We present 3DiM, a diffusion model for 3D novel view synthesis, which is able to translate a single input view into consistent and sharp completions across many views. The core component of 3DiM is a pose-conditional image-to-image diffusion model, which is trained to take a source view and its pose as inputs, and generates a novel view for a target pose as output. 3DiM can then generate multiple views that are approximately 3D consistent using a novel technique called stochastic conditioning. At inference time, the output views are generated autoregressively. When generating each novel view, one selects a random conditioning view from the set of previously generated views at each denoising step. We demonstrate that stochastic conditioning significantly improves 3D consistency compared to a naive sampler for an image-to-image diffusion model, which involves conditioning on a single fixed view. We compare 3DiM to prior work on the SRN ShapeNet dataset, demonstrating that 3DiM's generated completions from a single view achieve much higher fidelity, while being approximately 3D consistent. We also introduce a new evaluation methodology, 3D consistency scoring, to quantify the 3D consistency of a generated object by training a neural field on the model's output views. 3DiM is geometry free, does not rely on hyper-networks or test-time optimization for novel view synthesis, and allows a single model to easily scale to a large number of scenes.
Anonymous Authors
We include samples from a single 3DiM trained on all of ShapeNet. Unlike the models studied in the paper, this 3DiM only takes the relative pose as input, rather than source and target absolute poses. This allows us to test the model on arbitrary images, as we only ask for relative changes in pose.

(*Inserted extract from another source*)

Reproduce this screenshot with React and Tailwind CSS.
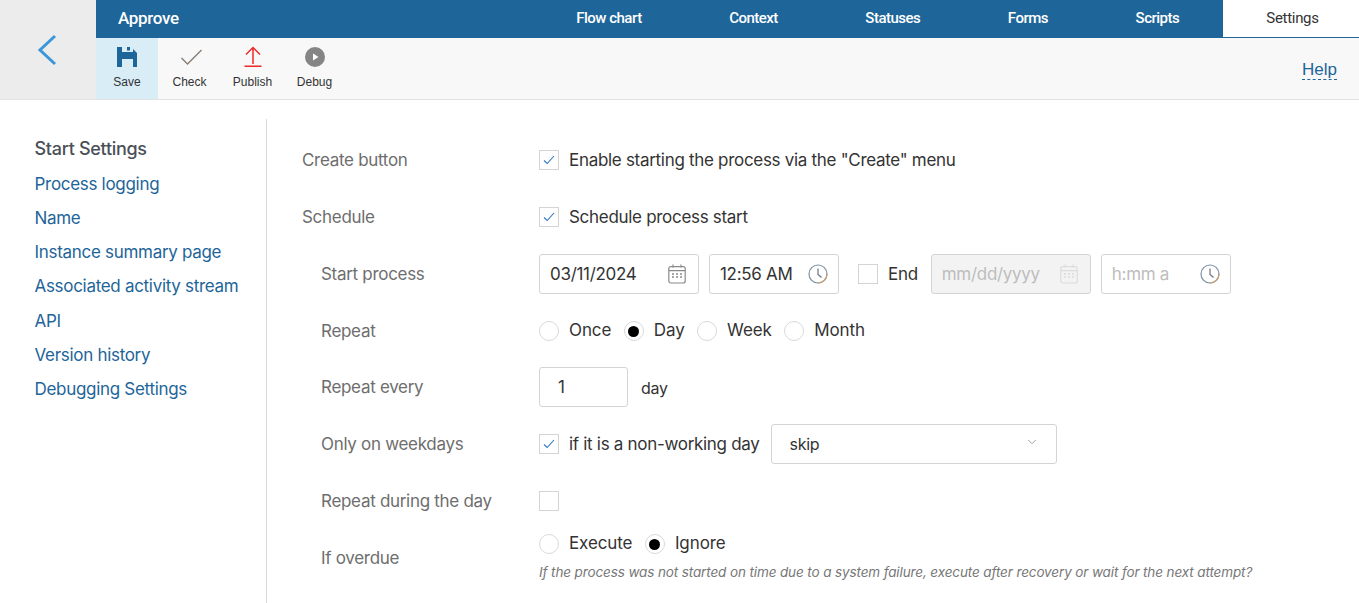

To increase robustness, the training view pairs are rendered with objects at a random orientation and varying scales. We rendered 128 pairs (256 views) for each training object using kubric. We also add random hue augmentation during training. The model was trained for 420K training steps at batch size 256, and has 471M parameters. We use 256 denoising steps at generation time.
We include some results on images we found on the internet that have white backgrounds and correspond to some of the ShapeNet classes. We also include failure modes for images that are too out-of-distribution for the model to handle well.
We show samples from a single 3DiM trained on all of ShapeNet. We rendered 250 views for each asset and trained a 471M parameter 3DiM. Videos are sampled from a single input image, with 256 denoising steps.
We compare against prior state-of-the-art methods on novel view synthesis from few images on the SRN ShapeNet benchmark. The methods whose outputs we could acquire all guarantee 3D consistency, due to the use of volume rendering (unlike 3DiM). We render the same trajectories given the same conditioning image.
Prior methods directly regress outputs, often leading to severe bluriness. We show that 3DiM overcomes this problem: it is a generative model by design, and diffusion models have a natural inductive bias towards generating much sharper samples. Below we show more samples from the 3DiMs we trained for prior work comparisons; a 471M parameter 3DiM for cars, and a 1.3B parameter 3DiM for chairs.
Generation with 3DiM -- We propose stochastic conditioning, a new sampling strategy where we generate views autoregressively with an image-to-image diffusion model. At each denoising step, we condition on a random previous view, so the denoising process is guided to be 3D consistent to all previous frames with enough denoising steps.
X-UNet -- Our proposed changes to the image-to-image UNet, which we show are critical to achieve high-quality results.